Currently, only non-Jews would have to pledge loyalty under the law proposed. Israel’s justice minister wants this law also to apply to Jews. Plainly, it is not only Arabs in Israel who can be traitors. As deputy prime minister, and religious extremist Eli Yishai explained, “Anyone who betrays the state” should lose their citizenship. One can predict that supporters of boycotting Israel - like Neve Gordon - will be next.

Labor’s Isaac Herzog warned that “fascism was devouring the margins of society”. Yet Labor joined a government coalition with this party, knowing what it stood for. As Ha’aretz editorialised, these were “Ideas that no-one would have dared let cross their lips 10 or 20 years ago, lest they be thought utter fascists”. The loyalty bill is plainly directed against “both Israel’s Arab citizenry, whom Avigdor Lieberman is alienating and insulting almost every day, and Palestinians who want to gain Israeli citizenship”, according to liberal Israeli blogger, Carlo Strenger. The rise of Liebermanism is a rise of a “right-wing anti-liberal coalition united by an instinctive hatred against the idea that there are universal standards of rationality and of morality.”

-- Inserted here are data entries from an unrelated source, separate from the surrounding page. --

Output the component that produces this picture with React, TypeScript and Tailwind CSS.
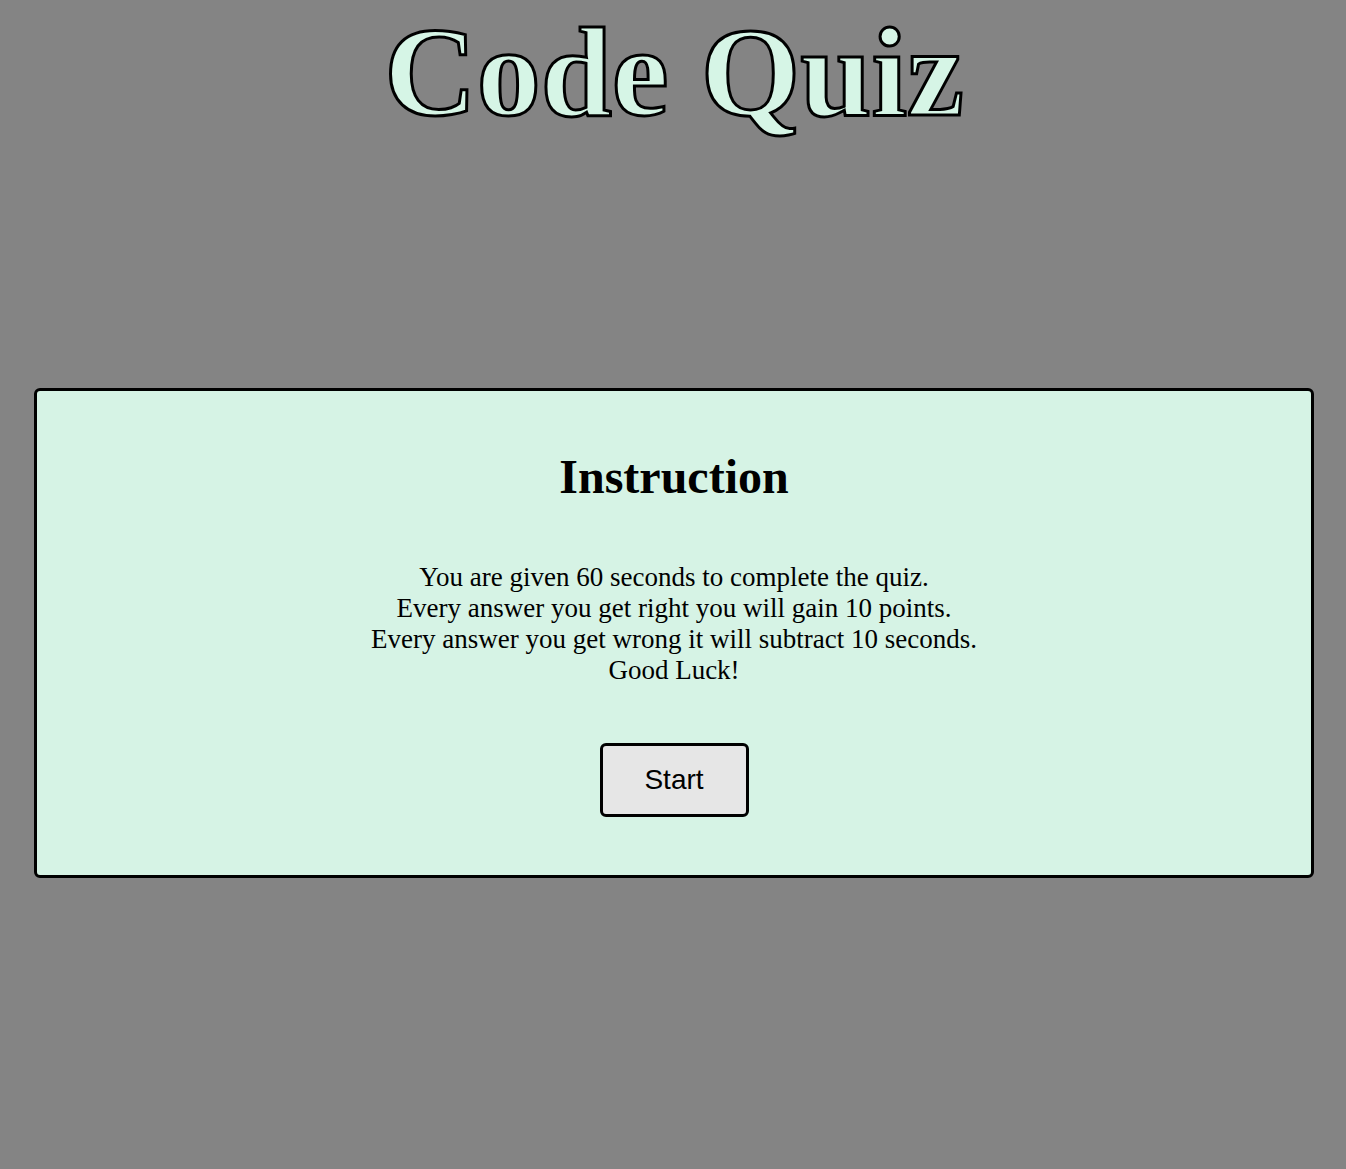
export default function App() {
  return (
    <div className="min-h-[1169px] bg-[#848484] pl-[34px] pr-[32px] pt-[2px] pb-10 font-['Liberation_Serif',serif]">
      <h1 className="m-0 text-center text-[128px] font-bold leading-[141px] text-[#d6f5e6] [-webkit-text-stroke:3px_black]">
        Code Quiz
      </h1>

      <section className="mt-[245px] flex h-[490px] flex-col items-center rounded-md border-[3px] border-black bg-[#d6f3e5] pt-[58px]">
        <h2 className="m-0 text-[48px] font-bold leading-[55px] text-black">Instruction</h2>
        <p className="mt-[58px] text-center text-[27px] leading-[31px] text-black">
          You are given 60 seconds to complete the quiz.
          <br />
          Every answer you get right you will gain 10 points.
          <br />
          Every answer you get wrong it will subtract 10 seconds.
          <br />
          Good Luck!
        </p>
        <button className="mt-[57px] h-[74px] w-[149px] rounded-md border-[3px] border-black bg-[#e6e6e6] font-['Liberation_Sans',Arial,sans-serif] text-[28px] text-black">
          Start
        </button>
      </section>
    </div>
  );
}
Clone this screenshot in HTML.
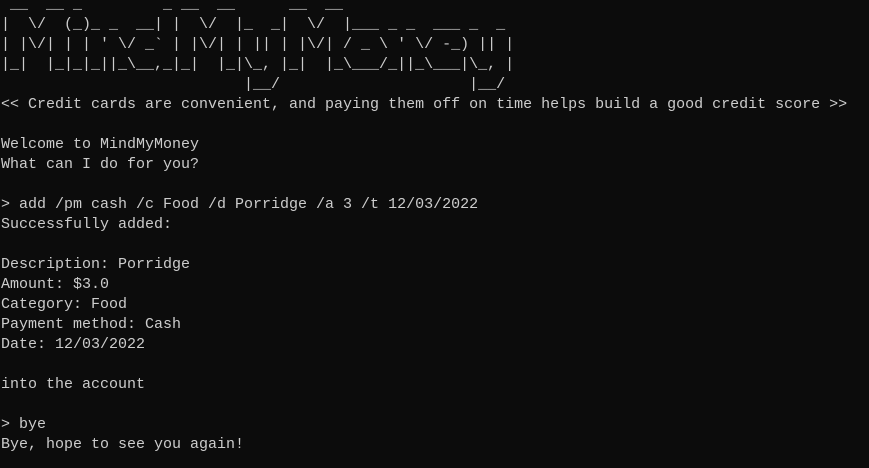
<!DOCTYPE html>
<html><head><meta charset="utf-8"><style>
html,body{margin:0;padding:0;background:#0c0c0c;width:869px;height:468px;overflow:hidden}
pre{margin:0;position:absolute;left:1px;top:-5px;font-family:"Liberation Mono",monospace;font-size:15px;line-height:20px;color:#cccccc;letter-spacing:0}
</style></head><body><pre> __  __ _         _ __  __      __  __
|  \/  (_)_ _  __| |  \/  |_  _|  \/  |___ _ _  ___ _  _
| |\/| | | ' \/ _` | |\/| | || | |\/| / _ \ ' \/ -_) || |
|_|  |_|_|_||_\__,_|_|  |_|\_, |_|  |_\___/_||_\___|\_, |
                           |__/                     |__/
&lt;&lt; Credit cards are convenient, and paying them off on time helps build a good credit score &gt;&gt;

Welcome to MindMyMoney
What can I do for you?

&gt; add /pm cash /c Food /d Porridge /a 3 /t 12/03/2022
Successfully added:

Description: Porridge
Amount: $3.0
Category: Food
Payment method: Cash
Date: 12/03/2022

into the account

&gt; bye
Bye, hope to see you again!
</pre></body></html>
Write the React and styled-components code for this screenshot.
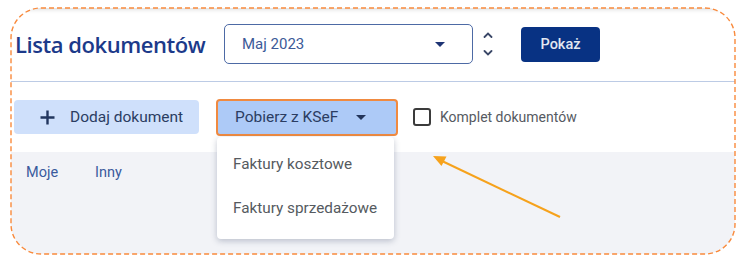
import React from 'react';
import styled, { createGlobalStyle } from 'styled-components';

const GlobalStyle = createGlobalStyle`
  html, body {
    margin: 0;
    padding: 0;
    background: #ffffff;
    font-family: Roboto, "Liberation Sans", sans-serif;
  }
`;

const Page = styled.div`
  position: relative;
  width: 745px;
  height: 271px;
  overflow: hidden;
`;

const Frame = styled.div`
  position: relative;
  margin: 8px 0 0 11px;
  width: 724px;
  height: 246px;
  border-radius: 30px;
  overflow: hidden;
  background: #f2f3f7;
`;

const Header = styled.div`
  display: flex;
  align-items: flex-start;
  height: 74px;
  box-sizing: border-box;
  padding: 16px 0 0 4px;
  background: #ffffff;
  border-bottom: 1px solid #bccbe5;
  box-shadow: inset 0 4px 5px -3px rgba(0, 0, 0, 0.18);
`;

const Title = styled.h1`
  margin: 0;
  width: 209px;
  flex-shrink: 0;
  font-family: "Open Sans", sans-serif;
  font-weight: 550;
  font-size: 22px;
  line-height: 40px;
  letter-spacing: -0.45px;
  color: #1c3a8a;
  white-space: nowrap;
`;

const Select = styled.div`
  display: flex;
  align-items: center;
  justify-content: space-between;
  box-sizing: border-box;
  width: 249px;
  height: 40px;
  padding: 0 27px 0 17px;
  border: 1.5px solid #4d6aa5;
  border-radius: 5px;
  font-size: 15px;
  color: #3c5a98;
`;

const Spinner = styled.div`
  display: flex;
  flex-direction: column;
  justify-content: space-between;
  height: 24px;
  margin: 8px 0 0 10px;
`;

const Primary = styled.button`
  margin: 3px 0 0 28px;
  width: 79px;
  height: 35px;
  border: none;
  border-radius: 4px;
  background: #083283;
  color: #e2e7f1;
  font-family: Roboto, sans-serif;
  font-weight: 500;
  font-size: 14.5px;
`;

const Toolbar = styled.div`
  display: flex;
  align-items: center;
  height: 70px;
  padding-left: 3px;
  background: #ffffff;
`;

const Action = styled.button`
  display: flex;
  align-items: center;
  box-sizing: border-box;
  height: ${p => (p.$focused ? 37 : 34)}px;
  width: ${p => (p.$focused ? 182 : 185)}px;
  padding: 0 ${p => (p.$focused ? 30 : 0)}px 0 ${p => (p.$focused ? 17 : 26)}px;
  gap: ${p => (p.$focused ? 0 : 15)}px;
  justify-content: ${p => (p.$focused ? 'space-between' : 'flex-start')};
  border: ${p => (p.$focused ? '2px solid #f08a40' : 'none')};
  border-radius: 4px;
  background: ${p => (p.$focused ? '#adcaf7' : '#cfe0fb')};
  color: #2b3d62;
  font-family: Roboto, sans-serif;
  font-size: 15.5px;
  cursor: pointer;
`;

const MenuAnchor = styled.div`
  position: relative;
  margin-left: 17px;
`;

const Menu = styled.ul`
  position: absolute;
  top: calc(100% + 1px);
  left: 1px;
  width: 177px;
  margin: 0;
  padding: 5px 0 9px;
  list-style: none;
  background: #ffffff;
  border-radius: 4px;
  box-shadow: 0 2px 6px rgba(40, 55, 90, 0.28);
  z-index: 2;
`;

const MenuItem = styled.li`
  height: 44px;
  line-height: 44px;
  padding-left: 16px;
  font-size: 15.3px;
  color: #555a60;
`;

const Check = styled.label`
  display: flex;
  align-items: center;
  gap: 9px;
  margin-left: 15px;
  font-size: 14px;
  color: #565a62;
`;

const Box = styled.span`
  box-sizing: border-box;
  width: 18px;
  height: 18px;
  border: 2px solid #3b3b3b;
  border-radius: 3px;
`;

const Tabs = styled.div`
  display: flex;
  gap: 37px;
  padding: 12px 0 0 15px;
`;

const Tab = styled.span`
  font-size: 14.5px;
  line-height: 18px;
  color: #3a5a9d;
`;

const Overlay = styled.svg`
  position: absolute;
  inset: 0;
  pointer-events: none;
`;

const Caret = ({ color = '#1e3474' }) => (
  <svg width="10" height="5" viewBox="0 0 10 5">
    <polygon points="0,0 10,0 5,5" fill={color} />
  </svg>
);

const Chevron = ({ up }) => (
  <svg width="10" height="6" viewBox="0 0 10 6">
    <polyline
      points={up ? '1.5,5 5,1.5 8.5,5' : '1.5,1 5,4.5 8.5,1'}
      fill="none"
      stroke="#3b4868"
      strokeWidth="1.8"
      strokeLinecap="round"
    />
  </svg>
);

const Plus = () => (
  <svg width="15" height="15" viewBox="0 0 15 15">
    <path d="M7.5 0.5v14M0.5 7.5h14" stroke="#22365e" strokeWidth="2.4" />
  </svg>
);

export default function App() {
  return (
    <Page>
      <GlobalStyle />
      <Frame>
        <Header>
          <Title>Lista dokumentów</Title>
          <Select>
            <span>Maj 2023</span>
            <Caret />
          </Select>
          <Spinner>
            <Chevron up />
            <Chevron />
          </Spinner>
          <Primary>Pokaż</Primary>
        </Header>
        <Toolbar>
          <Action>
            <Plus />
            Dodaj dokument
          </Action>
          <MenuAnchor>
            <Action $focused>
              Pobierz z KSeF
              <Caret color="#22345a" />
            </Action>
            <Menu>
              <MenuItem>Faktury kosztowe</MenuItem>
              <MenuItem>Faktury sprzedażowe</MenuItem>
            </Menu>
          </MenuAnchor>
          <Check>
            <Box />
            Komplet dokumentów
          </Check>
        </Toolbar>
        <Tabs>
          <Tab>Moje</Tab>
          <Tab>Inny</Tab>
        </Tabs>
      </Frame>
      <Overlay width="745" height="271" viewBox="0 0 745 271">
        <rect
          x="11"
          y="8"
          width="724"
          height="246"
          rx="30"
          fill="none"
          stroke="#f98a3c"
          strokeWidth="1.4"
          strokeDasharray="5 3"
        />
        <line x1="560" y1="217" x2="442" y2="161" stroke="#f6a21c" strokeWidth="2" />
        <polygon points="433,156 446.5,156.5 441.5,166" fill="#f6a21c" />
      </Overlay>
    </Page>
  );
}
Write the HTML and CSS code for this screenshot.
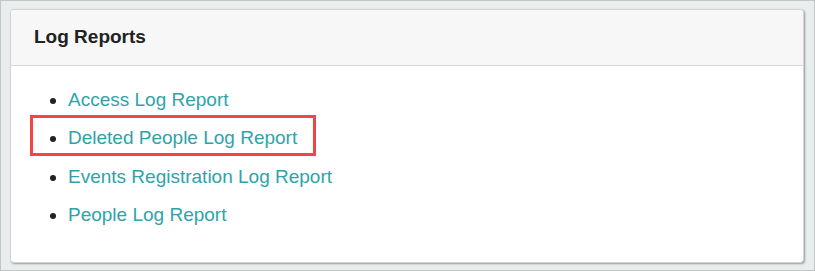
FILE: index.html
```html
<!DOCTYPE html>
<html>
<head>
<meta charset="utf-8">
<link rel="stylesheet" href="styles.css">
</head>
<body>
<div class="frame">
  <section class="panel">
    <header class="panel-head">Log Reports</header>
    <div class="panel-body">
      <ul class="reports">
        <li><a href="#">Access Log Report</a></li>
        <li class="marked"><a href="#">Deleted People Log Report</a></li>
        <li><a href="#">Events Registration Log Report</a></li>
        <li><a href="#">People Log Report</a></li>
      </ul>
    </div>
  </section>
</div>
</body>
</html>
```
FILE: styles.css
```css
html, body {
  margin: 0;
  padding: 0;
}
body {
  width: 815px;
  height: 271px;
  font-family: "Liberation Sans", Arial, sans-serif;
  background: #e9eded;
}
.frame {
  box-sizing: border-box;
  width: 815px;
  height: 271px;
  border: 1px solid #c4c6c6;
  padding: 8px 10px 7px 9px;
  background: #e9eded;
}
.panel {
  box-sizing: border-box;
  height: 254px;
  background: #fff;
  border: 1px solid #d2d4d4;
  border-radius: 4px;
  box-shadow: 1px 1px 2px rgba(0, 0, 0, 0.35);
  overflow: hidden;
}
.panel-head {
  height: 56px;
  box-sizing: border-box;
  padding: 0 23px 1px;
  display: flex;
  align-items: center;
  background: #f7f7f7;
  border-bottom: 1px solid #d6d6d6;
  font-size: 19px;
  font-weight: bold;
  color: #222;
}
.panel-body {
  padding: 15px 20px 0;
}
.reports {
  margin: 0;
  padding-left: 37px;
  list-style: disc;
  color: #222;
  font-size: 19px;
}
.reports li {
  line-height: 38.4px;
  position: relative;
}
.reports a {
  color: #2fa3aa;
  text-decoration: none;
}
.marked::after {
  content: "";
  position: absolute;
  left: -38px;
  top: -4px;
  width: 286px;
  height: 41px;
  box-sizing: border-box;
  border: 3px solid #f24646;
  pointer-events: none;
}
```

Strenger poses the poignant question, “Israel is now facing a fateful question: will it remain a liberal democracy, or is it on the way to becoming a totalitarian ethnocracy?”

I am neither patriotic nor nationalistic, and wish Israel treated the Palestinians like human beings, because I think they are human beings.

Some of those who claim to support Israel have responded to Lieberman by defending him. Like AIJAC (“Is that much different than the oath new citizens of Australia and other countries must take when granted citizenship?”).

However, those who love Israel, and wish it to be a liberal and recognisably humane place, must be appalled by these developments. They must raise their voices. They must say the Israel they love is going in the wrong direction.

And they must recognise - as Yeshayahu Leibowitz did so many years ago - that Israel’s colonial rule is corroding its society. Israel cannot be free until the Palestinians are too.